Secondly, the arrest of Heyman epitomises the ongoing attempt to suppress the American press. As the American Civil Liberties Union of West Virginia highlighted in their official statement on Tuesday, “Freedom of the press is being eroded every day. We have a President who calls the media ‘fake news’ and resists transparency at every turn. And today, a reporter was arrested for trying to ask a question to members of President Trump’s administration. Mr. Heyman’s arrest is a blatant attempt to chill an independent, free press.” Whilst it was claimed that the grounds on which Heyman was arrested were related to his physical actions rather than his questions, the complaint noted, somewhat incongruously, that “the defendant was causing a disturbance by yelling questions at Ms. Conway and Secretary Price.” Still facing charges, Heyman claims to have been exercising his rights to free speech and free press as protected by the First Amendment. Questioning the legitimacy of Heyman’s arrest, CEO for Public News Service Lark Corbeil commented on Tuesday that “an arrest for a reporter doing his job is clearly unnecessary.”
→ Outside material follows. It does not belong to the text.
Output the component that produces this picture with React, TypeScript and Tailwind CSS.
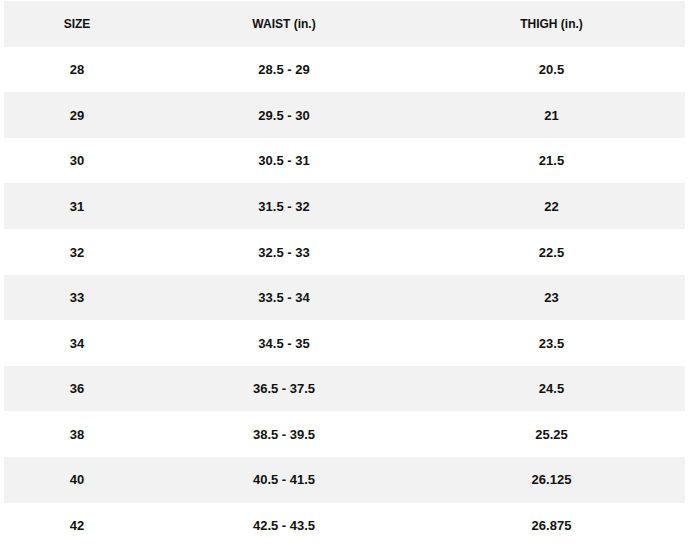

For a nation that prides itself on democracy and the freedom of expression, inhibiting those who represent and underpin these ideals is contradictory. With President Trump favouring the Russian media in his Oval Office meeting with the Russian foreign minister on Wednesday, and threatening to “cancel all future press briefings” on Saturday, the die is seemingly cast. Whilst the media are renowned for being assertive and, at times, obtrusive, when did the “free world” determine this as criminal behaviour? Transparency is a key element of democracy and is most commonly achieved by the successful functioning of a free press. When transparency is denied, democracy has failed. In a country determined by uncertainty, a press which is granted the freedom to operate independently is of the utmost importance.